Guinle viu de perto o surgimento do neo-expressionismo e acompanhou a consolidação de artistas como Julian Schnabel, George Baselitz, Sandro Chia e outros. Havia um hiato entre a produção brasileira, por causa da famigerada ditadura, e a do resto do mundo, logo, Guinle representou o sopro de renovação de nossas artes, mais especificamente da pintura, pois exalava erudição visual e inteligência pictórica para ser o líder da geração.
Macunaíma , 1986 óleo sobre tela 200 x 100 cm

A avanlanche imagética de Jorge Guinle é um convite a passear pela história da pintura do século XX. Vemos o fauvismo de Henry Matisse e o cubismo de Pablo Picasso, a action painting de Jackson Pollock e Willem de Kooning, e a pop art de Andy Warhol. Guinle vasculhou as obras de todos esses artistas, morou anos em Nova Iorque e Paris, nenhum deles o intimidava. Afirmou, certa vez, que era necessário retornar à pintura, e fez uma das obras mais cromáticas das artes brasileiras, o que o coloca ao lado de notórios coloristas como Alfredo Volpi e Iberê Camargo.

Ampla gestualidade, oscilação entre figuração e abstração e farto uso de cores, assim era pintura de Guinle. Como Jackson Pollock ensinou, o pintor gestual usa a mão, mas além dela o braço e todo o corpo no embate com o suporte a ser pintado. A emoção submissa oriunda da imersão física assegura a espontaneidade do processo criativo. Logo, o quadro torna-se "vida", e ele compreendeu bem a lição, portanto o que era excessivo e confuso o excitavam, o acúmulo de matéria pictórica o atraía. Essa fisicalidade fez com que Guinle não só desejasse criar uma coisa, mas viver a própria coisa.
Nos Confins da Cidade Muda (Homenagem a Man Ray) , 1984 óleo sobre tela 190,5 x 260 cm

É certo que em Guinle os movimentos ativos e os freios ousados estão presentes. As figuras, quando existem, são fragmentadas e submetidas a gestos imensos, intensos e sensuais. Os motivos, quando existem, são constrangidos ao puramente pictórico. O "Eu" está incluído na pintura, em e com todos os sentidos. A pintura é, afinal, esse "e", esse "no", o "entre" os dois.

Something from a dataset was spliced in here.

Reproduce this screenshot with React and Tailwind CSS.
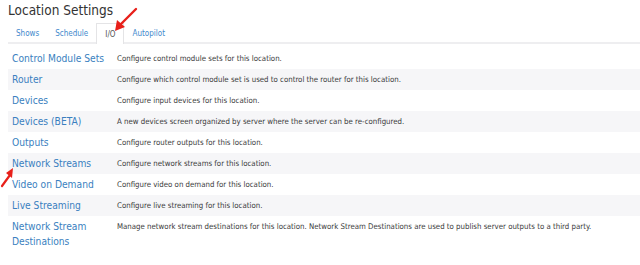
export default function App() {
  const rows = [
    ["Control Module Sets", "Configure control module sets for this location."],
    ["Router", "Configure which control module set is used to control the router for this location."],
    ["Devices", "Configure input devices for this location."],
    ["Devices (BETA)", "A new devices screen organized by server where the server can be re-configured."],
    ["Outputs", "Configure router outputs for this location."],
    ["Network Streams", "Configure network streams for this location."],
    ["Video on Demand", "Configure video on demand for this location."],
    ["Live Streaming", "Configure live streaming for this location."],
    ["Network Stream Destinations", "Manage network stream destinations for this location. Network Stream Destinations are used to publish server outputs to a third party."],
  ];
  return (
    <div className="relative w-[640px] h-[265px] overflow-hidden bg-white pl-2 font-['DejaVu_Sans_Condensed','DejaVu_Sans',sans-serif]">
      <h1 className="text-[13.5px] leading-[21px] text-[#333]">Location Settings</h1>
      <div className="flex items-end h-[23px] border-b-2 border-[#eeeef0] text-[8px] text-[#4289cc]">
        <div className="h-[21px] px-2 pt-[7px]">Shows</div>
        <div className="h-[21px] px-2 pt-[7px]">Schedule</div>
        <div className="h-[21px] -mb-[2px] px-2 pt-[5px] border border-b-0 border-[#e4e4e6] bg-white text-[#555]">I/O</div>
        <div className="h-[21px] px-2 pt-[7px]">Autopilot</div>
      </div>
      <div className="mt-[4px]">
        {rows.map(([name, desc], i) => (
          <div key={name} className={`flex min-h-[21px] ${i % 2 === 1 ? "bg-[#f6f6f8]" : ""}`}>
            <div className="w-[109px] shrink-0 pl-1 pt-[3px] text-[10.2px] leading-[15px] text-[#3a7fc0]">
              {name}
            </div>
            <div className="pt-[5px] text-[7.8px] leading-[11px] text-[#3a3a3a]">{desc}</div>
          </div>
        ))}
      </div>
      <svg className="absolute left-0 top-0 pointer-events-none" width="640" height="265">
        <line x1="136" y1="9" x2="120" y2="25" stroke="#e8201a" strokeWidth="2.4" strokeLinecap="round" />
        <polygon points="115,31 117,20 125,27" fill="#e8201a" />
        <line x1="2" y1="186" x2="10" y2="175" stroke="#e8201a" strokeWidth="2.2" strokeLinecap="round" />
        <polygon points="13,168 6,173 12,178" fill="#e8201a" />
      </svg>
    </div>
  );
}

A pintura de Guinle está em eterno movimento, tudo está por um triz: fundo que não é fundo, contornos que não contornam, figuras que não figuram, abstrações que não abstraem. São pinturas em perpétuo estado de redefinição: cada pincelada é temporária em vias de partir para um novo movimento. Inacabadas, work in progress para manter intacto o frescor de quando foram executadas vinte anos atrás.
Il Grido Giallo , 1986 acrílica e colagem sobre tela 200,9 x 300,5 cm

Infelizmente, Jorge Guinle teve uma passagem meteórica e morre em 1987. Entretanto, os parcos sete anos de trabalhos, que foram intensos e de grande qualidade, o levaram a participar de quatro Bienais de São Paulo na década de 1980, sendo que na edição de 1989 recebeu uma belíssima homenagem póstuma com 24 de suas melhores obras.
Fontes:
Bach, Cristina. Jorge Guinle. Editora Cosac & Naify. Rio de Janeiro, 1999.

2 comentários:

Brasil Desnudo disse...

Bom dia, Ricardo!

Belo post em lembrar de um dos artistas cariocas, onde pouco se fala e, se retrata através de suas obras, em exposições expressivas no Rio e no Brasil, como um todo!!
Nas várias edições da Bienal de São Paulo, pouco se vê, ou quase nada de Guinle!
O mesmíssimo vem acontecendo todos os anos na tão famosa mostra da Bienal de São Paulo, mas contudo, alguns artistas expressivos, ficam de fora, caido no esquecimento obras que poderiam ilustrar e retratar de forma mais consistente a cultura do nosso Brasil...
Mais uma vez elogio seu post, que de forma direta, relembra Guinle como uma dos nossos Artistas esquecidos na história da Arte brasileira...

Um ótimo domingo pra Ti

Abraços

Marcio RJ

Wanasema disse...

Oi, Marcio!
Quero agradecer seu consistente comentário!
Este texto foi motivado pela matéria citada em seu início, foi como um desabafo, pois ignorou-se o artista plástico excelente que foi JGF. Ele foi, ao lado de JM Basquiat, o artista que mais acompanhei a obra no período que estudei na Escola de Artes Visuais do Parque Lage.
Acho um absurdo, o artista ser da família que é e até hoje não ter sido criado um memorial ou centro cultural em seu nome, mas são atitudes típicas dessa elite retrógrada, provinciana e sem erudição que domina nosso país.
Um suposto ostracismo de JGF e sua ausência nas últimas edições da Bienal retratam a maneira como nossa cultura é tratada. Felizmente, boas retrospectivas aconteceram sobre a obra do referido artista nos últimos três ou quatro anos, como no MAC/RJ e MAM/SP.